Print the lines of the listing below verbatim from its first line through the line bearing "select = false;". Any pictures are to be omitted.

--- start ---

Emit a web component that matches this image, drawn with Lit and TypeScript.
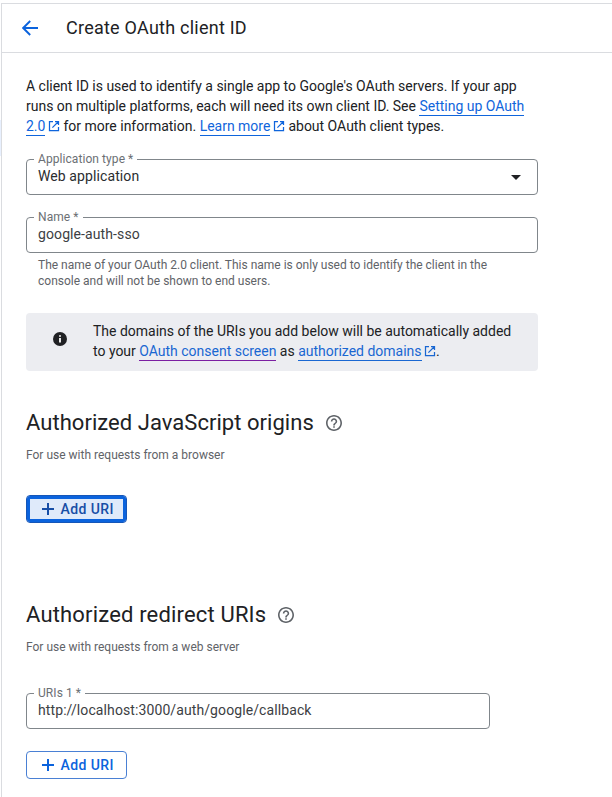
import { LitElement, html, svg, css } from "lit";
import { customElement, property } from "lit/decorators.js";

const openIcon = html`<svg class="open" viewBox="0 0 12 12" width="12" height="12" aria-hidden="true">
  ${svg`<path d="M5 1.5H1.5V10.5H10.5V7M7 1.5H10.5V5M10.5 1.5L4.4 7.6" fill="none" stroke="currentColor" stroke-width="1.25"/>`}
</svg>`;

@customElement("outlined-field")
export class OutlinedField extends LitElement {
  @property() label = "";
  @property() value = "";
  @property({ type: Boolean }) select = false;

  static styles = css`
    :host { display: flow-root; height: 36px; }
    fieldset {
      box-sizing: border-box; margin: -7px 0 0; height: 43px; min-width: 0;
      border: 1px solid #80868b; border-radius: 4px; padding: 0 16px 0 11px;
      display: block;
    }
    legend {
      margin-left: -4px; padding: 0 4px; height: 15px;
      font-size: 12px; line-height: 15px; letter-spacing: 0.07px; color: #6b6f74;
    }
    .row { display: flex; align-items: center; justify-content: space-between; height: 20px; }
    .value { font-size: 14px; line-height: 20px; letter-spacing: 0.1px; color: #3c4043; margin-top: -2px; }
    :host([select]) .value { color: #2b2d30; }
  `;

  render() {
    return html`<fieldset>
      <legend>${this.label}</legend>
      <div class="row">
        <span class="value">${this.value}</span>
        ${this.select
          ? html`<svg width="10" height="5" viewBox="0 0 10 5"><path d="M0 0H10L5 5Z" fill="#202124" /></svg>`
          : ""}
      </div>
    </fieldset>`;
  }
}

@customElement("add-button")
export class AddButton extends LitElement {
  static styles = css`
    :host { display: block; }
    button {
      box-sizing: border-box; width: 101px; height: 28px; padding: 0 0 0 15px;
      display: flex; align-items: center; gap: 6.5px;
      background: #fff; color: #0b63dd; border: 1px solid #4a80d4; border-radius: 4px;
      font: 500 14px/20px Roboto, sans-serif; letter-spacing: 0.4px; white-space: nowrap;
    }
    svg { display: block; }
    :host([focused]) button {
      background: #dfeafa; color: #174ea6; border-color: #1556b8;
      box-shadow: inset 0 0 0 3px #0b63dd;
    }
  `;

  render() {
    return html`<button>
      <svg width="12" height="12" viewBox="0 0 12 12"><path d="M6 0V12M0 6H12" stroke="currentColor" stroke-width="2" /></svg>
      <span>Add URI</span>
    </button>`;
  }
}

@customElement("section-title")
export class SectionTitle extends LitElement {
  @property() heading = "";
  @property() note = "";

  static styles = css`
    :host { display: block; }
    .title { display: flex; align-items: center; gap: 12px; height: 32px; }
    h2 { margin: 0; font: 400 22px/32px Roboto, sans-serif; color: #202124; white-space: nowrap; }
    :host(.origins) h2 { width: 288px; letter-spacing: 0.04px; }
    :host(.redirects) h2 { width: 240px; letter-spacing: 0.17px; }
    svg { display: block; }
    p { margin: 8px 0 0; font-size: 12px; line-height: 16px; color: #5f6368; }
  `;

  render() {
    return html`<div class="title">
        <h2>${this.heading}</h2>
        <svg width="16" height="16" viewBox="2 2 20 20" fill="#5f6368">
          <path d="M11 18h2v-2h-2v2zm1-16C6.48 2 2 6.48 2 12s4.48 10 10 10 10-4.48 10-10S17.52 2 12 2zm0 18c-4.41 0-8-3.59-8-8s3.59-8 8-8 8 3.59 8 8-3.59 8-8 8zm0-14c-2.21 0-4 1.79-4 4h2c0-1.1.9-2 2-2s2 .9 2 2c0 2-3 1.75-3 5h2c0-2.25 3-2.5 3-5 0-2.21-1.79-4-4-4z" />
        </svg>
      </div>
      <p>${this.note}</p>`;
  }
}

@customElement("app-root")
export class AppRoot extends LitElement {
  static styles = css`
    :host {
      display: flex; box-sizing: border-box; height: 797px; padding-top: 3px; overflow: hidden;
      background: #fff; color: #202124; font-family: Roboto, sans-serif;
    }
    .rail { flex: none; width: 1px; padding-top: 117px; }
    .marker { height: 36px; background: #e8f0fe; }
    .page { flex: 1; border-left: 1px solid #dadce0; border-top: 1px solid #dadce0; }
    header {
      display: flex; align-items: center; height: 48px; padding-left: 20px; gap: 27px;
      border-bottom: 1px solid #dadce0;
    }
    header svg { display: block; }
    h1 { margin: 0; font: 400 18px/24px Roboto, sans-serif; letter-spacing: 0.24px; white-space: nowrap; }
    main { width: 512px; padding: 23px 0 0 24px; }
    .intro {
      margin: 0 0 23px; font-size: 14px; line-height: 20px; letter-spacing: -0.008px; white-space: nowrap;
      --link: #0f65dc;
    }
    a { color: var(--link); text-decoration: none; border-bottom: 1px solid var(--link); padding-bottom: 1px; }
    a.visited { border-color: #7b1fa2; }
    .open { color: var(--link); vertical-align: -1px; margin-left: 2.6px; }
    .name { margin-top: 22px; }
    .hint { margin: 4px 0 0 12px; font-size: 12px; line-height: 16px; color: #5f6368; white-space: nowrap; }
    .info {
      display: flex; box-sizing: border-box; height: 58px; margin-top: 24px; padding: 8px 0 0 27px; gap: 26px;
      background: #ecedf1; border-radius: 4px; font-size: 14px; line-height: 20px; letter-spacing: -0.008px; white-space: nowrap;
      --link: #1967d2;
    }
    .info svg.badge { display: block; margin-top: 11px; }
    section-title.origins { margin-top: 36px; }
    section-title.redirects { margin-top: 76px; }
    add-button { margin-top: 32px; }
    .uri { width: 464px; margin-top: 38px; }
    .uri + add-button { margin-top: 22px; }
  `;

  render() {
    return html`
      <div class="rail"><div class="marker"></div></div>
      <div class="page">
        <header>
          <svg width="17" height="16" viewBox="0 0 17 16"><path d="M16 8H2M8.2 1L1.2 8L8.2 15" fill="none" stroke="#0b63dd" stroke-width="1.9" /></svg>
          <h1>Create OAuth client ID</h1>
        </header>
        <main>
          <p class="intro">A client ID is used to identify a single app to Google's OAuth servers. If your app<br />runs on multiple platforms, each will need its own client ID. See <a>Setting up OAuth</a><br /><a>2.0</a>${openIcon} for more information. <a>Learn more</a>${openIcon} about OAuth client types.</p>
          <outlined-field label="Application type *" value="Web application" select></outlined-field>
          <outlined-field class="name" label="Name *" value="google-auth-sso"></outlined-field>
          <p class="hint">The name of your OAuth 2.0 client. This name is only used to identify the client in the<br />console and will not be shown to end users.</p>
          <div class="info">
            <svg class="badge" width="14" height="14" viewBox="0 0 14 14"><circle cx="7" cy="7" r="7" fill="#202124" /><path d="M7 6V10.5M7 3.2V4.8" stroke="#fff" stroke-width="1.8" /></svg>
            <div>The domains of the URIs you add below will be automatically added<br />to your <a class="visited">OAuth consent screen</a> as <a>authorized domains</a>${openIcon}.</div>
          </div>
          <section-title class="origins" heading="Authorized JavaScript origins" note="For use with requests from a browser"></section-title>
          <add-button focused></add-button>
          <section-title class="redirects" heading="Authorized redirect URIs" note="For use with requests from a web server"></section-title>
          <outlined-field class="uri" label="URIs 1 *" value="http://localhost:3000/auth/google/callback"></outlined-field>
          <add-button></add-button>
        </main>
      </div>
    `;
  }
}
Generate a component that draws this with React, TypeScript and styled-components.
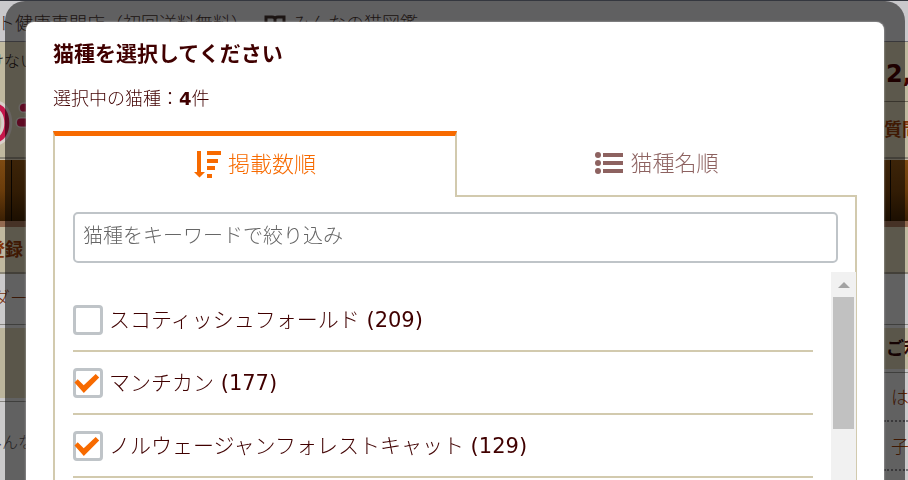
import React, { useState } from "react";
import styled, { createGlobalStyle } from "styled-components";

const GlobalStyle = createGlobalStyle`
  * { box-sizing: border-box; }
  html, body { margin: 0; overflow: hidden; }
  body {
    color: #400000;
    background: #cbcacb;
    font-family: "DejaVu Sans", "Noto Sans CJK JP", sans-serif;
    font-size: 18px;
    font-weight: 300;
    line-height: 24px;
  }
  button, input { font: inherit; color: inherit; margin: 0; }
  strong { font-weight: 700; }
`;

/* ---------- page behind the dialog ---------- */

const Page = styled.div`
  min-height: 100vh;
  overflow: hidden;
  white-space: nowrap;
`;

const TopBar = styled.div`
  display: flex;
  align-items: center;
  height: 42px;
  border-top: 1px solid #34373f;
  border-bottom: 1px solid #77767c;
  background: #c9c8cb;
  color: #3c2c28;
`;

const TopLink = styled.span<{ $start?: boolean }>`
  display: flex;
  align-items: center;
  gap: 6px;
  margin-left: ${(p) => (p.$start ? "-3px" : "15px")};
  padding-top: 5px;
`;

const Band = styled.div<{ $height: number }>`
  display: flex;
  justify-content: space-between;
  height: ${(p) => p.$height}px;
  background: #c0b99f;
  border-bottom: 2px solid #8c8778;
`;

const Edge = styled.div<{ $right?: boolean }>`
  display: flex;
  flex-direction: column;
  width: ${(p) => (p.$right ? 24 : 26)}px;
  align-items: ${(p) => (p.$right ? "flex-start" : "flex-end")};
`;

const Tagline = styled.span`
  font-size: 16px;
  line-height: 40px;
  margin-right: -10px;
  color: #1c1010;
`;

const Price = styled.strong`
  width: 100%;
  height: 60px;
  padding-left: 2px;
  font-size: 24px;
  line-height: 64px;
  border-bottom: 1px solid #77705e;
`;

const Strong = styled.strong`
  color: #843508;
  line-height: 46px;
  margin-right: 3px;
`;

const Question = styled(Strong)`
  line-height: 56px;
  margin: 0;
`;

const Nav = styled.div`
  display: flex;
  justify-content: space-between;
  height: 68px;
  border-top: 1px solid #c7bda8;
  border-bottom: 6px solid #926a50;
  background: linear-gradient(#7e4b12, #6a3c0b 50%, #3b2004);
`;

const NavItem = styled.div<{ $right?: boolean }>`
  width: ${(p) => (p.$right ? 18 : 12)}px;
  border-${(p) => (p.$right ? "left" : "right")}: 1px solid #140a02;
`;

const Columns = styled.div`
  display: flex;
  justify-content: space-between;
`;

const Column = styled(Edge)`
  color: #7a3210;
`;

const Crumb = styled.div`
  height: 50px;
  line-height: 50px;
  align-self: stretch;
  display: flex;
  justify-content: flex-end;
  margin-right: -2px;
`;

const Strip = styled.div<{ $height: number }>`
  align-self: stretch;
  height: ${(p) => p.$height}px;
  line-height: ${(p) => p.$height - 2}px;
  padding-left: 2px;
  border: solid #85847f;
  border-width: 1px 0;
  background: #bcb59c;
  box-shadow: inset 0 3px #cbcacb, inset 0 -3px #cbcacb;
  color: #2c0606;
  font-weight: bold;
`;

const SideText = styled.span`
  font-size: 16px;
  line-height: 82px;
  margin-right: -8px;
  color: #50484a;
`;

const SideLink = styled.a`
  align-self: stretch;
  height: 49px;
  line-height: 49px;
  padding-left: 7px;
  border-bottom: 2px dotted #77767a;
  color: #843508;
  text-decoration: none;
`;

/* ---------- dialog ---------- */

const Shade = styled.div`
  position: fixed;
  inset: 1px 3px 0 5px;
  padding: 21px 21px 0;
  overflow: hidden;
  border-radius: 20px 20px 0 0;
  background: rgba(0, 0, 0, 0.52);
`;

const Dialog = styled.section`
  min-height: 100%;
  padding: 18px 27px 0;
  border-radius: 8px 8px 0 0;
  background: #fff;
  box-shadow: 0 0 2px #ccc;
`;

const Title = styled.h1`
  margin: 0;
  font-size: 21px;
  line-height: 28px;
`;

const Count = styled.p`
  margin: 19px 0 20px;
  line-height: 24px;
`;

const Tabs = styled.div`
  display: flex;
`;

const Tab = styled.button<{ $active: boolean }>`
  box-sizing: content-box;
  flex: 1 1 0;
  display: flex;
  align-items: center;
  justify-content: center;
  gap: 7px;
  height: ${(p) => (p.$active ? 55 : 64)}px;
  padding: 0 0 ${(p) => (p.$active ? 6 : 0)}px;
  border: 0 solid #d2caae;
  border-width: ${(p) => (p.$active ? "5px 2px 0" : "0 0 2px")};
  border-top-color: #f76a00;
  background: none;
  color: ${(p) => (p.$active ? "#f76a00" : "#8d6260")};
  font-size: 22px;
  line-height: 28px;
  cursor: pointer;
`;

const TabLabel = styled.span`
  padding-top: 2px;
`;

const Panel = styled.div`
  padding: 15px 17px 0 18px;
  border: solid #d2caae;
  border-width: 0 2px;
`;

const Search = styled.input`
  display: block;
  width: 100%;
  height: 51px;
  padding: 0 8px 3px;
  border: 2px solid #bfc4c8;
  border-radius: 5px;
  background: #fff;
  font-size: 20px;
  outline: 0;
  &::placeholder { color: #666; opacity: 1; }
`;

const Scroller = styled.div`
  display: flex;
  gap: 18px;
  margin: 9px -18px 0 0;
`;

const List = styled.ul`
  flex: 1;
  margin: 0;
  padding: 17px 0 24px;
  list-style: none;
`;

const Row = styled.li`
  border-bottom: 2px solid #d2caae;
`;

const Option = styled.label`
  display: flex;
  align-items: center;
  gap: 6px;
  height: 61px;
  font-size: 21px;
  line-height: 30px;
`;

const BreedCount = styled.span`
  font-weight: 400;
`;

const Box = styled.span`
  display: grid;
  width: 30px;
  height: 30px;
  & > * { grid-area: 1 / 1; }
  svg { pointer-events: none; z-index: 1; }
`;

const Tick = styled.input`
  appearance: none;
  width: 30px;
  height: 30px;
  border: 3px solid #bfc4c8;
  border-radius: 4px;
  background: #fff;
`;

const Track = styled.div`
  display: flex;
  flex-direction: column;
  align-items: center;
  width: 25px;
  background: #f1f1f1;
`;

const Arrow = styled.div`
  height: 25px;
  padding-top: 10px;
  &::before {
    content: "";
    display: block;
    border: solid transparent;
    border-width: 0 6px 6px;
    border-bottom-color: #a3a3a3;
  }
`;

const Thumb = styled.div`
  width: 21px;
  height: 132px;
  background: #c1c1c1;
`;

const Logo = () => (
  <svg width="26" height="76" viewBox="0 0 26 76" fill="none" aria-hidden="true">
    <g stroke="#d8cfca" strokeWidth="11" strokeLinecap="round">
      <path d="M-6 24C11 24 11 59 -6 59" />
      <path d="M24 26h6M21 41h9" />
    </g>
    <g stroke="#c5164a" strokeWidth="5" strokeLinecap="round">
      <path d="M-6 24C11 24 11 59 -6 59" />
      <path d="M24 26h6M21 41h9" strokeWidth="8" />
    </g>
  </svg>
);

const BookIcon = () => (
  <svg width="22" height="18" viewBox="0 0 22 18" fill="none" stroke="#3c2c28" strokeWidth="3" aria-hidden="true">
    <path d="M2 2h6q3 0 3 2 0-2 3-2h6v12h-6q-3 0-3 2 0-2-3-2H2zM11 4v12" />
  </svg>
);

const SortIcon = () => (
  <svg width="27" height="28" viewBox="0 0 27 28" fill="currentColor" aria-hidden="true">
    <path d="M3 1h4v21h4l-5.500 5.500L0 22h3zM13 1h14v4H13zM13 9h11v4H13zM13 16h8v4h-8zM13 24h5v4h-5z" />
  </svg>
);

const ListIcon = () => (
  <svg width="28" height="22" viewBox="0 0 28 22" fill="currentColor" aria-hidden="true">
    <circle cx="3" cy="3" r="3" />
    <circle cx="3" cy="11" r="3" />
    <circle cx="3" cy="19" r="3" />
    <path d="M8 1h20v4H8zM8 9h20v4H8zM8 17h20v4H8z" />
  </svg>
);

const CheckMark = () => (
  <svg width="30" height="30" viewBox="0 0 30 30" fill="#f76a00" aria-hidden="true">
    <path d="M1.500 14.500l3.200-3.200 6 5.900L22.700 6.100l3.500 3.400-15.400 15.400z" />
  </svg>
);

const breeds = [
  { name: "スコティッシュフォールド", count: 209 },
  { name: "マンチカン", count: 177 },
  { name: "ノルウェージャンフォレストキャット", count: 129 },
];

export default function App() {
  const [tab, setTab] = useState(0);
  const [picked, setPicked] = useState([false, true, true]);

  return (
    <>
      <GlobalStyle />
      <Page aria-hidden="true">
        <TopBar>
          <TopLink $start>ト健康専門店（初回送料無料）</TopLink>
          <TopLink><BookIcon />みんなの猫図鑑</TopLink>
        </TopBar>
        <Band $height={117}>
          <Edge>
            <Tagline>けない</Tagline>
            <Logo />
          </Edge>
          <Edge $right>
            <Price>2,</Price>
            <Question>質問</Question>
          </Edge>
        </Band>
        <Nav>
          <NavItem />
          <NavItem $right />
        </Nav>
        <Band $height={47}>
          <Edge><Strong>登録</Strong></Edge>
        </Band>
        <Columns>
          <Column>
            <Crumb>ダー</Crumb>
            <Strip $height={78} />
            <SideText>みんな</SideText>
          </Column>
          <Column $right>
            <Crumb />
            <Strip $height={49}>ご利</Strip>
            <SideLink href="#first">は</SideLink>
            <SideLink href="#kitten">子</SideLink>
          </Column>
        </Columns>
      </Page>

      <Shade>
        <Dialog role="dialog" aria-labelledby="dialog-title">
          <Title id="dialog-title">猫種を選択してください</Title>
          <Count>選択中の猫種：<strong>4</strong>件</Count>
          <Tabs role="tablist">
            <Tab role="tab" aria-selected={tab === 0} $active={tab === 0} onClick={() => setTab(0)}>
              <SortIcon />
              <TabLabel>掲載数順</TabLabel>
            </Tab>
            <Tab role="tab" aria-selected={tab === 1} $active={tab === 1} onClick={() => setTab(1)}>
              <ListIcon />
              <TabLabel>猫種名順</TabLabel>
            </Tab>
          </Tabs>
          <Panel role="tabpanel">
            <Search type="text" aria-label="猫種をキーワードで絞り込み" placeholder="猫種をキーワードで絞り込み" />
            <Scroller>
              <List>
                {breeds.map((b, i) => (
                  <Row key={b.name}>
                    <Option>
                      <Box>
                        <Tick
                          type="checkbox"
                          checked={picked[i]}
                          onChange={() => setPicked(picked.map((v, n) => (n === i ? !v : v)))}
                        />
                        {picked[i] && <CheckMark />}
                      </Box>
                      <span>{b.name} <BreedCount>({b.count})</BreedCount></span>
                    </Option>
                  </Row>
                ))}
              </List>
              <Track>
                <Arrow />
                <Thumb />
              </Track>
            </Scroller>
          </Panel>
        </Dialog>
      </Shade>
    </>
  );
}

--- end ---

_FINAL ANSWER:_
Emit a web component that matches this image, drawn with Lit and TypeScript.
import { LitElement, html, svg, css } from "lit";
import { customElement, property } from "lit/decorators.js";

const openIcon = html`<svg class="open" viewBox="0 0 12 12" width="12" height="12" aria-hidden="true">
  ${svg`<path d="M5 1.5H1.5V10.5H10.5V7M7 1.5H10.5V5M10.5 1.5L4.4 7.6" fill="none" stroke="currentColor" stroke-width="1.25"/>`}
</svg>`;

@customElement("outlined-field")
export class OutlinedField extends LitElement {
  @property() label = "";
  @property() value = "";
  @property({ type: Boolean }) select = false;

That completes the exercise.